The Tax Foundation’s 2013 edition of the State Business Tax Climate Index enables business leaders, government policymakers, and taxpayers to gauge how their states’ tax systems compare.

The 10 best states in this year’s Index are:

  1. Wyoming
  2. South Dakota
  3. Nevada
  4. Alaska
  5. Florida
  6. Washington
  7. New Hampshire
  8. Montana
  9. Texas
  10. Utah

The absence of a major tax is a dominant factor in vaulting many of these ten states to the top of the rankings. Property taxes and unemployment insurance taxes are levied in every state, but there are several states that do without one or more of the major taxes: the corporate tax, the individual income tax, or the sales tax. Wyoming, Nevada, and South Dakota have no corporate or individual income tax; Alaska has no individual income or state-level sales tax; Florida has no individual income tax; and New Hampshire and Montana have no sales tax.

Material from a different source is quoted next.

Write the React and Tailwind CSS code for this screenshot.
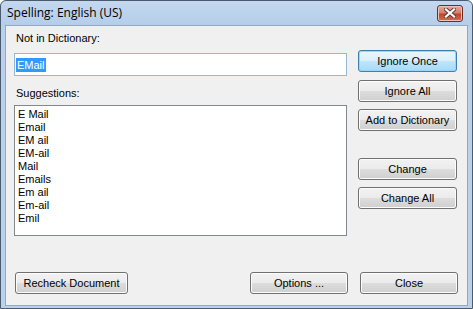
import React from 'react'

const suggestions = ['E Mail', 'Email', 'EM ail', 'EM-ail', 'Mail', 'Emails', 'Em ail', 'Em-ail', 'Emil']

function Button({ label, primary, className = '' }) {
  const look = primary
    ? 'border-[#3c7fb1] bg-[linear-gradient(#eaf6fd,#d9f0fc_50%,#bee6fd_50%,#a7d9f5)] shadow-[inset_0_0_0_1px_#9ad7f7]'
    : 'border-[#707070] bg-[linear-gradient(#f2f2f2,#ebebeb_50%,#dddddd_50%,#cfcfcf)] shadow-[inset_0_0_0_1px_#fcfcfc]'
  return (
    <button
      className={`h-[22px] rounded-[3px] border text-[11px] leading-none text-black flex items-center justify-center ${look} ${className}`}
    >
      {label}
    </button>
  )
}

export default function App() {
  return (
    <div
      className="w-[473px] h-[309px] flex flex-col rounded-t-[6px] border border-[#4b5a6e] bg-[linear-gradient(#c4d8ef,#b4cde9_25px,#b9d1ea_25px)] text-black"
      style={{ fontFamily: '"Liberation Sans", Arial, sans-serif' }}
    >
      {/* Title bar */}
      <div className="h-[24px] flex items-center justify-between pl-[6px] pr-[9px] shrink-0">
        <span className="text-[12px] leading-none text-black" style={{ fontFamily: '"Open Sans", "Liberation Sans", sans-serif' }}>
          Spelling: English (US)
        </span>
        <div className="w-[26px] h-[17px] rounded-[3px] border border-[#6e2d24] bg-[linear-gradient(#e9a99b,#d47f6d_45%,#c1432b_55%,#d0705a)] flex items-center justify-center shadow-[inset_0_0_0_1px_#f0c2b8]">
          <svg width="12" height="10" viewBox="0 0 12 10">
            <path d="M2 1.5 L10 8.5 M10 1.5 L2 8.5" stroke="#5a3a35" strokeWidth="4" strokeLinecap="square" />
            <path d="M2 1.5 L10 8.5 M10 1.5 L2 8.5" stroke="#ffffff" strokeWidth="2.2" strokeLinecap="square" />
          </svg>
        </div>
      </div>

      {/* Client area */}
      <div className="flex-1 mx-[4px] mb-[2px] border border-[#8fa9c6] bg-[#f0f0f0] flex flex-col">
        <div className="flex">
          {/* Left column */}
          <div className="w-[333px] ml-[8px] flex flex-col">
            <div className="mt-[6px] pl-[2px] text-[11px] leading-[13px]">Not in Dictionary:</div>
            <div className="mt-[8px] h-[23px] border border-[#98b8d8] bg-white flex items-center pl-[1px]">
              <span className="bg-[#3399ff] text-white text-[11px] leading-[14px] px-[1px]">EMail</span>
            </div>
            <div className="mt-[11px] pl-[2px] text-[11px] leading-[13px]">Suggestions:</div>
            <div className="mt-[5px] h-[131px] border border-[#828790] bg-white pt-[2px] pl-[3px]">
              {suggestions.map((s) => (
                <div key={s} className="text-[11px] leading-[13px]">{s}</div>
              ))}
            </div>
          </div>

          {/* Right column */}
          <div className="w-[99px] ml-[11px] mt-[24px] flex flex-col">
            <Button label="Ignore Once" primary />
            <Button label="Ignore All" className="mt-[8px]" />
            <Button label="Add to Dictionary" className="mt-[7px]" />
            <Button label="Change" className="mt-[27px]" />
            <Button label="Change All" className="mt-[7px]" />
          </div>
        </div>

        {/* Bottom row */}
        <div className="mt-auto mb-[11px] flex items-center pl-[9px] pr-[9px]">
          <Button label="Recheck Document" className="w-[113px]" />
          <Button label="Options ..." className="w-[98px] ml-auto" />
          <Button label="Close" className="w-[98px] ml-[12px]" />
        </div>
      </div>
    </div>
  )
}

The lesson is simple: a state that raises sufficient revenue without one of the major taxes will, all things being equal, have an advantage over those states that levy every tax in the state tax collector’s arsenal.

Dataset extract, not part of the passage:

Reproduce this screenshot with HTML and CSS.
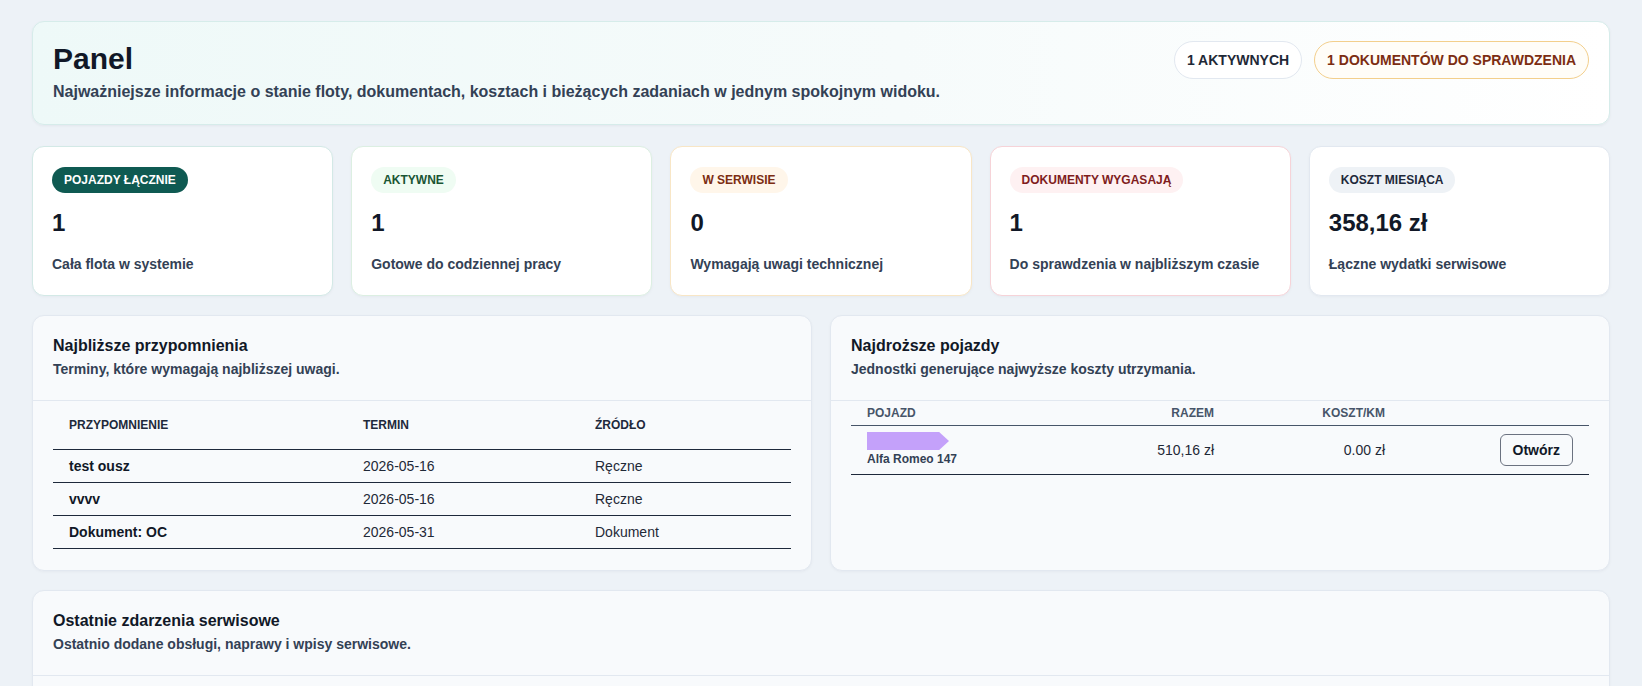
FILE: index.html
```html
<!DOCTYPE html>
<html lang="pl">
<head>
    <meta charset="UTF-8">
    <meta name="viewport" content="width=device-width, initial-scale=1.0">
    <title>Panel floty</title>
    <link rel="stylesheet" href="styles.css">
</head>
<body>
    <main class="page">
        <!-- Nagłówek -->
        <header class="hero">
            <div class="hero-text">
                <h1>Panel</h1>
                <p>Najważniejsze informacje o stanie floty, dokumentach, kosztach i bieżących zadaniach w jednym spokojnym widoku.</p>
            </div>
            <div class="hero-chips">
                <span class="chip">1 AKTYWNYCH</span>
                <span class="chip chip-warn">1 DOKUMENTÓW DO SPRAWDZENIA</span>
            </div>
        </header>

        <!-- Kafelki z liczbami -->
        <section class="stats">
            <div class="stat stat-total">
                <span class="tag">POJAZDY ŁĄCZNIE</span>
                <div class="stat-value">1</div>
                <div class="stat-desc">Cała flota w systemie</div>
            </div>
            <div class="stat stat-active">
                <span class="tag">AKTYWNE</span>
                <div class="stat-value">1</div>
                <div class="stat-desc">Gotowe do codziennej pracy</div>
            </div>
            <div class="stat stat-service">
                <span class="tag">W SERWISIE</span>
                <div class="stat-value">0</div>
                <div class="stat-desc">Wymagają uwagi technicznej</div>
            </div>
            <div class="stat stat-docs">
                <span class="tag">DOKUMENTY WYGASAJĄ</span>
                <div class="stat-value">1</div>
                <div class="stat-desc">Do sprawdzenia w najbliższym czasie</div>
            </div>
            <div class="stat stat-cost">
                <span class="tag">KOSZT MIESIĄCA</span>
                <div class="stat-value">358,16 zł</div>
                <div class="stat-desc">Łączne wydatki serwisowe</div>
            </div>
        </section>

        <!-- Przypomnienia i koszty -->
        <section class="panels">
            <div class="panel">
                <div class="panel-head">
                    <h2>Najbliższe przypomnienia</h2>
                    <p>Terminy, które wymagają najbliższej uwagi.</p>
                </div>
                <div class="panel-body">
                    <table class="table">
                        <colgroup>
                            <col style="width: 294px">
                            <col style="width: 232px">
                            <col>
                        </colgroup>
                        <thead>
                            <tr><th>PRZYPOMNIENIE</th><th>TERMIN</th><th>ŹRÓDŁO</th></tr>
                        </thead>
                        <tbody>
                            <tr><td class="strong">test ousz</td><td>2026-05-16</td><td>Ręczne</td></tr>
                            <tr><td class="strong">vvvv</td><td>2026-05-16</td><td>Ręczne</td></tr>
                            <tr><td class="strong">Dokument: OC</td><td>2026-05-31</td><td>Dokument</td></tr>
                        </tbody>
                    </table>
                </div>
            </div>

            <div class="panel">
                <div class="panel-head">
                    <h2>Najdroższe pojazdy</h2>
                    <p>Jednostki generujące najwyższe koszty utrzymania.</p>
                </div>
                <div class="panel-body">
                    <table class="table table-compact">
                        <colgroup>
                            <col style="width: 240px">
                            <col style="width: 139px">
                            <col style="width: 171px">
                            <col>
                        </colgroup>
                        <thead>
                            <tr><th>POJAZD</th><th class="num">RAZEM</th><th class="num">KOSZT/KM</th><th></th></tr>
                        </thead>
                        <tbody>
                            <tr>
                                <td>
                                    <div class="car-flag"></div>
                                    <div class="car-name">Alfa Romeo 147</div>
                                </td>
                                <td class="num">510,16 zł</td>
                                <td class="num">0.00 zł</td>
                                <td class="num"><button class="btn-open">Otwórz</button></td>
                            </tr>
                        </tbody>
                    </table>
                </div>
            </div>
        </section>

        <!-- Zdarzenia serwisowe -->
        <section class="panel">
            <div class="panel-head">
                <h2>Ostatnie zdarzenia serwisowe</h2>
                <p>Ostatnio dodane obsługi, naprawy i wpisy serwisowe.</p>
            </div>
            <div class="panel-body panel-body-tall"></div>
        </section>
    </main>
</body>
</html>
```

FILE: styles.css
```css
/* Ogólne */
html, body {
    margin: 0;
    padding: 0;
    background-color: #edf2f7;
    font-family: "Liberation Sans", Arial, sans-serif;
    color: #111827;
}

.page {
    display: flex;
    flex-direction: column;
    gap: 19px;
    padding: 21px 32px 40px;
}

/* Nagłówek */
.hero {
    display: flex;
    justify-content: space-between;
    align-items: flex-start;
    margin-bottom: 2px;
    padding: 20px;
    border: 1px solid #d6ecea;
    border-radius: 12px;
    background: linear-gradient(90deg, #eef9f8 0%, #f6fbfb 55%, #ffffff 100%);
    box-shadow: 0 1px 3px rgba(15, 23, 42, 0.05);
}
.hero h1 {
    margin: 0;
    font-size: 30px;
    font-weight: 700;
    color: #111827;
}
.hero p {
    margin: 4px 0 0;
    font-size: 16px;
    line-height: 1.5;
    font-weight: 700;
    color: #334155;
}
.hero-chips {
    display: flex;
    gap: 12px;
    margin-top: -1px;
}
.chip {
    padding: 10px 12px;
    line-height: 16px;
    font-size: 14px;
    font-weight: 700;
    color: #1f2937;
    background-color: #ffffff;
    border: 1px solid #e2e8f0;
    border-radius: 999px;
    white-space: nowrap;
}
.chip-warn {
    color: #7c2d12;
    border-color: #f3cf8c;
    background-color: #fffdf8;
}

/* Kafelki */
.stats {
    display: grid;
    grid-template-columns: repeat(5, 1fr);
    gap: 18px;
}
.stat {
    background-color: #ffffff;
    border: 1px solid #e2e8f0;
    border-radius: 12px;
    padding: 20px 19px 21px;
    box-shadow: 0 1px 3px rgba(15, 23, 42, 0.04);
}
.tag {
    display: inline-block;
    padding: 0 12px;
    line-height: 26px;
    font-size: 12px;
    font-weight: 700;
    border-radius: 999px;
}
.stat-value {
    margin: 15px 0 17px;
    font-size: 24px;
    line-height: 29px;
    font-weight: 700;
    color: #111827;
}
.stat-desc {
    font-size: 14px;
    line-height: 20px;
    font-weight: 700;
    color: #334155;
}

.stat-total { border-color: #d3e9e6; }
.stat-total .tag { background-color: #0f5a52; color: #ffffff; }
.stat-active { border-color: #dcefe2; }
.stat-active .tag { background-color: #effcf3; color: #1a5534; }
.stat-service { border-color: #f8e6c6; }
.stat-service .tag { background-color: #fff6ea; color: #7c2d12; }
.stat-docs { border-color: #f6d3d8; }
.stat-docs .tag { background-color: #fef1f2; color: #7f1d1d; }
.stat-cost { border-color: #e2e8f0; }
.stat-cost .tag { background-color: #eef2f6; color: #1e293b; }

/* Panele */
.panels {
    display: grid;
    grid-template-columns: 1fr 1fr;
    gap: 18px;
}
.panel {
    background-color: #f8fafc;
    border: 1px solid #e2e8f0;
    border-radius: 12px;
    box-shadow: 0 1px 3px rgba(15, 23, 42, 0.04);
}
.panel-head {
    padding: 21px 20px 20px;
    border-bottom: 1px solid #e2e8f0;
}
.panel-head h2 {
    margin: 0;
    font-size: 16px;
    font-weight: 700;
    color: #111827;
}
.panel-head p {
    margin: 4px 0 0;
    font-size: 14px;
    line-height: 21px;
    font-weight: 700;
    color: #334155;
}
.panel-body {
    padding: 0 20px 21px;
}
.panel-body-tall {
    min-height: 160px;
}

/* Tabele */
.table {
    width: 100%;
    border-collapse: collapse;
    table-layout: fixed;
    font-size: 14px;
}
.table th {
    padding: 16px 16px;
    line-height: 16px;
    font-size: 12px;
    font-weight: 700;
    text-align: left;
    color: #1e293b;
    border-bottom: 1px solid #1e293b;
}
.table td {
    padding: 8px 16px;
    line-height: 16px;
    color: #1f2937;
    border-bottom: 1px solid #1e293b;
}
.table td.strong {
    font-weight: 700;
    color: #111827;
}
.table .num {
    text-align: right;
}

.table-compact th {
    padding: 4px 16px;
    color: #475569;
    border-bottom-color: #475569;
}
.table-compact td {
    padding: 6px 16px;
    vertical-align: middle;
}
.car-flag {
    width: 82px;
    height: 18px;
    background-color: #c4a1fa;
    clip-path: polygon(0 0, 88% 0, 100% 50%, 88% 100%, 0 100%);
}
.car-name {
    font-size: 12px;
    line-height: 18px;
    font-weight: 700;
    color: #334155;
}
.btn-open {
    padding: 0 12px;
    height: 32px;
    font-family: inherit;
    font-size: 14px;
    font-weight: 700;
    color: #111827;
    background-color: #f8fafc;
    border: 1px solid #6b7280;
    border-radius: 6px;
    cursor: pointer;
}
```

The 10 lowest ranked, or worst, states in this year’s Index are:

  • Maryland (#41)
  • Iowa
  • Wisconsin
  • North Carolina
  • Minnesota
  • Rhode Island
  • Vermont
  • California
  • New Jersey
  • New York (#50)

Despite moderate corporate taxes, New York scores at the bottom this year by having the worst individual income tax, the sixth-worst unemployment insurance taxes, and the sixth-worst property taxes. The states in the bottom 10 suffer from the same afflictions: complex, non-neutral taxes with comparatively high rates.

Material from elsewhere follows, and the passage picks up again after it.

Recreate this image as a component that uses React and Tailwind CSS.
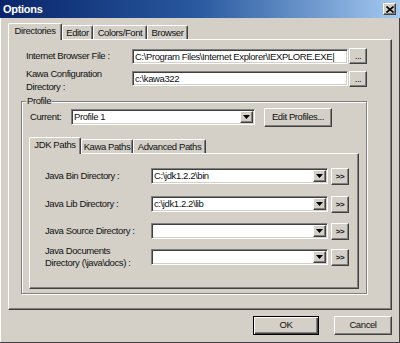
import React from "react";

const sunken =
  "bg-white border border-t-[#808080] border-l-[#808080] border-r-white border-b-white shadow-[inset_1px_1px_#404040,inset_-1px_-1px_#d4d0c8]";
const raised =
  "bg-[#d4d0c8] border border-t-white border-l-white border-r-[#404040] border-b-[#404040] shadow-[inset_-1px_-1px_#808080]";

function Arrow() {
  return (
    <svg width="7" height="4" viewBox="0 0 7 4">
      <path d="M0 0h7L3.5 4z" fill="#000" />
    </svg>
  );
}

function Combo({ className, value }) {
  return (
    <div className={`${sunken} ${className} h-[16px] p-[1px] flex`}>
      <div className="flex-1 pl-[1px] leading-[12px] whitespace-nowrap overflow-hidden">{value}</div>
      <div className={`${raised} w-[13px] flex items-center justify-center`}>
        <Arrow />
      </div>
    </div>
  );
}

function Tab({ label, selected, w }) {
  return (
    <div
      className={`${w} ${
        selected ? "h-[17px] -mb-[1px] relative z-10" : "h-[14px]"
      } bg-[#d4d0c8] border-t border-l border-r border-t-white border-l-white border-r-[#404040] shadow-[inset_-1px_0_#808080] rounded-t-[2px] flex items-start justify-center pt-[1px] leading-[12px] whitespace-nowrap`}
    >
      {label}
    </div>
  );
}

function PathRow({ label, value, mt, two }) {
  return (
    <div className={`flex items-start ${mt}`}>
      <div className={`w-[121px] pl-[15px] ${two ? "leading-[12px]" : "leading-[16px]"}`}>{label}</div>
      <Combo className={`w-[177px] ${two ? "mt-[4px]" : ""}`} value={value} />
      <div
        className={`${raised} w-[18px] h-[17px] ml-[3px] flex items-center justify-center text-[8px] font-bold leading-none tracking-[-0.5px] ${
          two ? "mt-[4px]" : ""
        }`}
      >
        &gt;&gt;
      </div>
    </div>
  );
}

export default function App() {
  return (
    <div className="w-[400px] h-[343px] overflow-hidden bg-[#d4d0c8] text-[#111] text-[9.5px] tracking-[-0.4px] font-['Liberation_Sans',Arial,sans-serif] shadow-[inset_-1px_-1px_#404040,inset_1px_0_#ffffff] flex flex-col">
      {/* Title bar */}
      <div className="h-[18px] flex items-center justify-between pl-[3px] pr-[4px] bg-gradient-to-r from-[#0a246a] via-[#2a5aa0] to-[#a6caf0]">
        <span className="text-white font-bold text-[11px] tracking-[-0.3px]">Options</span>
        <div className={`${raised} w-[13px] h-[12px] flex items-center justify-center`}>
          <svg width="8" height="7" viewBox="0 0 8 7">
            <path d="M0.5 0.5L7.5 6.5M7.5 0.5L0.5 6.5" stroke="#000" strokeWidth="1.6" />
          </svg>
        </div>
      </div>

      {/* Outer tab strip */}
      <div className="mt-[5px] ml-[8px] h-[16px] flex items-end">
        <Tab label="Directories" selected w="w-[54px]" />
        <Tab label="Editor" w="w-[31px]" />
        <Tab label="Colors/Font" w="w-[54px]" />
        <Tab label="Browser" w="w-[41px]" />
      </div>

      {/* Outer panel */}
      <div className="mx-[8px] h-[271px] border border-t-white border-l-white border-r-[#404040] border-b-[#404040] shadow-[inset_-1px_-1px_#808080] flex flex-col">
        <div className="mt-[8px] flex items-start">
          <div className="w-[123px] pl-[17px] leading-[16px]">Internet Browser File :</div>
          <div className={`${sunken} w-[216px] h-[15px] mt-[1px] pl-[2px] leading-[13px] whitespace-nowrap overflow-hidden`}>
            C:\Program Files\Internet Explorer\IEXPLORE.EXE|
          </div>
          <div className={`${raised} w-[18px] h-[16px] ml-[1px] flex items-center justify-center leading-none`}>...</div>
        </div>
        <div className="mt-[3px] flex items-start">
          <div className="w-[123px] pl-[17px] leading-[13px]">
            Kawa Configuration
            <br />
            Directory :
          </div>
          <div className={`${sunken} w-[216px] h-[15px] mt-[4px] pl-[2px] leading-[13px]`}>c:\kawa322</div>
          <div className={`${raised} w-[18px] h-[16px] mt-[4px] ml-[1px] flex items-center justify-center leading-none`}>...</div>
        </div>

        {/* Profile group */}
        <div className="relative mt-[8px] ml-[12px] w-[346px] h-[193px] border border-[#808080] shadow-[inset_1px_1px_#ffffff,1px_1px_#ffffff] flex flex-col">
          <div className="absolute left-[4px] -top-[7px] px-[1px] bg-[#d4d0c8] leading-[12px]">Profile</div>

          <div className="mt-[6px] flex items-start">
            <div className="w-[49px] pl-[8px] mt-[1px] leading-[16px]">Current:</div>
            <Combo className="w-[184px] mt-[1px]" value="Profile 1" />
            <div className={`${raised} w-[68px] h-[19px] ml-[9px] flex items-center justify-center`}>Edit Profiles...</div>
          </div>

          {/* Inner tab strip */}
          <div className="mt-[10px] ml-[7px] h-[16px] flex items-end">
            <Tab label="JDK Paths" selected w="w-[52px]" />
            <Tab label="Kawa Paths" w="w-[52px]" />
            <Tab label="Advanced Paths" w="w-[73px]" />
          </div>

          {/* Inner panel */}
          <div className="ml-[7px] w-[330px] h-[136px] border border-t-white border-l-white border-r-[#404040] border-b-[#404040] shadow-[inset_-1px_-1px_#808080] flex flex-col">
            <PathRow label="Java Bin Directory :" value="C:\jdk1.2.2\bin" mt="mt-[14px]" />
            <PathRow label="Java Lib Directory :" value="c:\jdk1.2.2\lib" mt="mt-[11px]" />
            <PathRow label="Java Source Directory :" value="" mt="mt-[10px]" />
            <PathRow
              label={
                <>
                  Java Documents
                  <br />
                  Directory (\java\docs) :
                </>
              }
              value=""
              mt="mt-[5px]"
              two
            />
          </div>
        </div>
      </div>

      {/* Buttons */}
      <div className="mt-[6px] pr-[8px] flex justify-end gap-[15px]">
        <div className="w-[66px] h-[19px] bg-[#d4d0c8] border border-black shadow-[inset_1px_1px_#ffffff,inset_-1px_-1px_#404040,inset_-2px_-2px_#808080] flex items-center justify-center">
          OK
        </div>
        <div className={`${raised} w-[58px] h-[19px] flex items-center justify-center`}>Cancel</div>
      </div>
    </div>
  );
}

Maine had the most sizable rank improvement this year, as a repeal of their alternative minimum tax and a change in treatment of net operating losses vaulted them from 37th to 30th best overall. Michigan made a sizable leap by replacing their cumbersome and distortionary gross receipts tax (the Michigan Business Tax) with a flat 6 percent corporate income tax that is largely free of special tax preferences. This improved their overall rank from 18th to 12th best, and their corporate ranking from 49th to 7th best.

The 2013 Index represents the tax climate of each state as of July 1, 2012, the first day of the standard 2013 state fiscal year.